Собрав ночью в своей палатке наиболее благонадежных воинов, носивших значки легионов и изображения орлов, Цецина досконально выяснил настроения в легионах и убедился, что большинство все же готово подчиниться воинскому долгу. Было назначено время нападения на самых непримиримых мятежников. Цецина действительно сумел собрать надежных людей — никто мятежников о грозящей им опасности не предупредил. По условленному знаку люди легата ворвались в палатки бунтовщиков и на месте прикончили их. Ужасно было то, что никому в лагере не объясняли, почему, собственно, началась эта резня, быстро охватившая весь лагерь.
«Тут не было ничего похожего на какое бы то ни было междоусобное столкновение изо всех случавшихся когда-либо прежде. Не на поле боя, не из враждебных лагерей, но в тех же палатках, где днем они вместе ели, а по ночам вместе спали, разделяются воины на два стана, обращают друг против друга оружие! Крики, раны, кровь повсюду, но причина происходящего остается скрытой: всем вершил случай. Были убиты и некоторые благонамеренные, так как мятежники, уразумев, наконец, над кем творится расправа, также взялись за оружие. И не явились сюда ни легат, ни трибун, чтобы унять сражавшихся: толпе было дозволено предаваться мщению, пока она не пресытится. Вскоре в лагерь прибыл Германик; обливаясь слезами, он сказал, что происшедшее — не целительное средство, а бедствие, и повелел сжечь трупы убитых»{50}.

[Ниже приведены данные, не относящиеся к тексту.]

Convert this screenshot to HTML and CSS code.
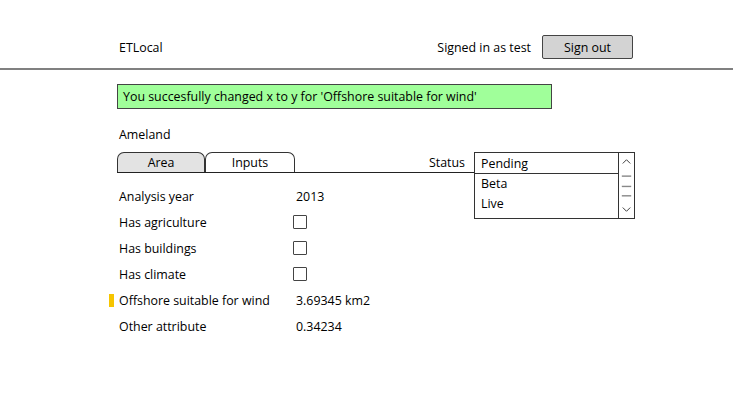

Авл Цецина верно рассчитал, что если обезглавить мятеж, уничтожив в первую очередь его явных предводителей, то в неизбежной резне, пусть и с немалыми потерями, успех будет на стороне благонамеренных. Германику же, вновь стоявшему в стороне от кровопролития, каковое он приказом своим не развязывал, оставалось только пролить приличествующие моменту слезы и поскорбеть о случившемся. Главное же было достигнуто — мятеж в рейнских легионах прекратился. И прекратил его сам Германик, не запрашивая помощи из Рима, где новоявленный принцепс пребывал в тяжком раздумье, получая невеселые известия сначала из Паннонии, а затем и с берегов Рейна.